Fired for Staring

Dear Not Looking:

Reaching out for guidance is a sign that you are trying to understand more fully why you were fired and are willing to correct causes for it. That’s good.  However, you haven’t provided us with much information–the kind of work you were supposed to be doing, how long you had been employed in this particular job or other jobs. Nor did you say who was the “them” — who might have reported you were “looking at them.” What about yourself (age, skills, education, and personality) helped you get  that job? And incidentally, I worked in one office for years without a window, yet you said, “I may have been staring out the window.” What kind of workplace was it and a job that would allow staring out the windows? Therefore, with so little information my comments will be general and focused only on the one communication behavior you were given for firing–e.g. Staring.

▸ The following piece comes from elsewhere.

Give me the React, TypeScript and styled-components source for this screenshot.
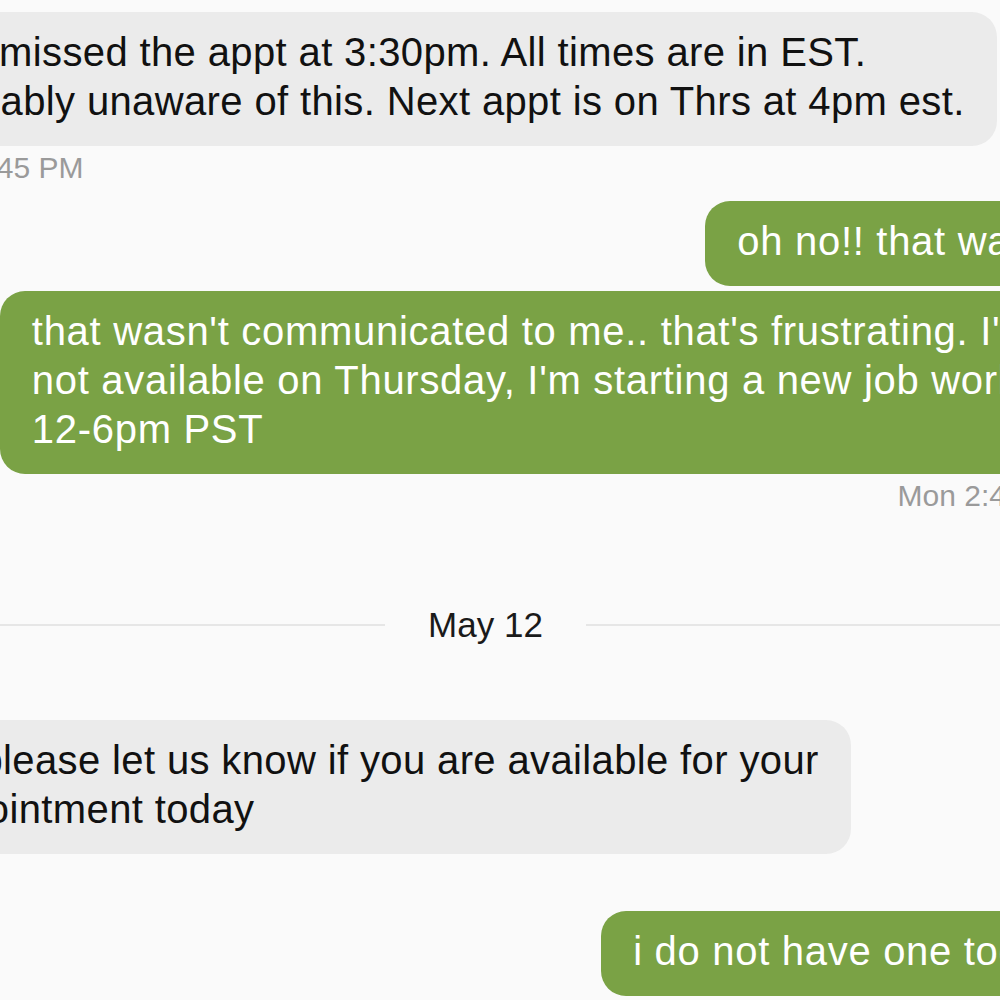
import React from "react";
import styled, { createGlobalStyle } from "styled-components";

const GlobalStyle = createGlobalStyle`
  html, body {
    margin: 0;
    padding: 0;
    background: #fafafa;
  }
  body {
    font-family: "Liberation Sans", Arial, Helvetica, sans-serif;
  }
`;

const Page = styled.div`
  width: 1000px;
  height: 1000px;
  overflow: hidden;
  background: #fafafa;
`;

const Thread = styled.div`
  display: flex;
  flex-direction: column;
  gap: 16px;
  width: 1219px;
  margin-left: -113px;
  padding-top: 12px;
`;

const Group = styled.div<{ $out?: boolean; $tail?: number }>`
  display: flex;
  flex-direction: column;
  gap: 5px;
  align-items: ${(p) => (p.$out ? "flex-end" : "flex-start")};
  margin-bottom: ${(p) => p.$tail ?? 0}px;
`;

const Bubble = styled.div<{ $out?: boolean }>`
  padding: 16px 32px 20px;
  border-radius: 25px;
  font-size: 40px;
  line-height: 49px;
  white-space: nowrap;
  background: ${(p) => (p.$out ? "#7aa245" : "#ebebeb")};
  color: ${(p) => (p.$out ? "#ffffff" : "#111111")};
  letter-spacing: ${(p) => (p.$out ? 0.7 : 0.37)}px;
`;

const Line = styled.span`
  display: block;
`;

const Stamp = styled.div<{ $out?: boolean }>`
  padding: ${(p) => (p.$out ? "0 30px 0 18px" : "0 18px")};
  font-size: 30px;
  line-height: 34px;
  color: #9a9a9a;
`;

const Divider = styled.div`
  display: flex;
  align-items: center;
  margin: 75px 22px 58px 0;
`;

const Rule = styled.div`
  flex: 1;
  height: 2px;
  background: #e6e6e6;
`;

const DividerLabel = styled.span`
  margin: 0 43px;
  font-size: 35px;
  line-height: 42px;
  color: #1a1a1a;
`;

type Msg = { lines: string[] };

const Message = ({ lines, out }: Msg & { out?: boolean }) => (
  <Bubble $out={out}>
    {lines.map((l, i) => (
      <Line key={i}>{l}</Line>
    ))}
  </Bubble>
);

export default function App() {
  return (
    <Page>
      <GlobalStyle />
      <Thread>
        <Group>
          <Message
            lines={[
              "You missed the appt at 3:30pm. All times are in EST.",
              "probably unaware of this. Next appt is on Thrs at 4pm est.",
            ]}
          />
          <Stamp>Mon 2:45 PM</Stamp>
        </Group>

        <Group $out>
          <Message out lines={["oh no!! that wasn't"]} />
          <Message
            out
            lines={[
              "that wasn't communicated to me.. that's frustrating. I'm",
              "not available on Thursday, I'm starting a new job working",
              "12-6pm PST",
            ]}
          />
          <Stamp $out>Mon 2:47 PM</Stamp>
        </Group>

        <Divider>
          <Rule />
          <DividerLabel>May 12</DividerLabel>
          <Rule />
        </Divider>

        <Group $tail={41}>
          <Message
            lines={[
              "Hi, please let us know if you are available for your",
              "appointment today",
            ]}
          />
        </Group>

        <Group $out>
          <Message out lines={["i do not have one today."]} />
        </Group>
      </Thread>
    </Page>
  );
}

  1. Employees are fired for many reasons and employers usually aren’t as helpful as they can be when they say “goodbye”. Sometimes they simply want to cut their payroll.  If you want to prevent trouble at your next job, you had best recall the other reasons you were given and the possible circumstances, such as how well you performed what you were assigned, How focused were you on the job or distracted you might have been by coworkers, or bored. What signs did give of disinterest or low commitment, such as coming to work on time or being absent?
  2. Are there any former coworkers you can now contact who could tell you the real reasons you were fired? Also might you talk with a former teacher about how you communicated or might appear to stare?
  3. Staring is interpreted as either having a blank mind or as inappropriate when it is focused on others sexually. Were you attracted to or one or other employees and wished they might like you? Did you notice anything about them that especially attracted you–hair, face, eyes, upper or lower body? Did you comment to one or more people about their appearance? The direction of our eyes signals what is on our mind. You now are faced with reviewing what caused you to be seen as staring.         
  4. Now is not the time to obsess about staring. Rather, it’s time to search for jobs that are available for your skills. It’s time to prepare a resume or at least to list the kinds of things you have done and can do. Also it’s time you should look in the mirror and ask do I look like someone anyone would like to hire? Am I neat and am I seen as friendly? My suggested questions may not apply to you whatsoever, because they are made without knowing the windows you might have stared out of and so little about you.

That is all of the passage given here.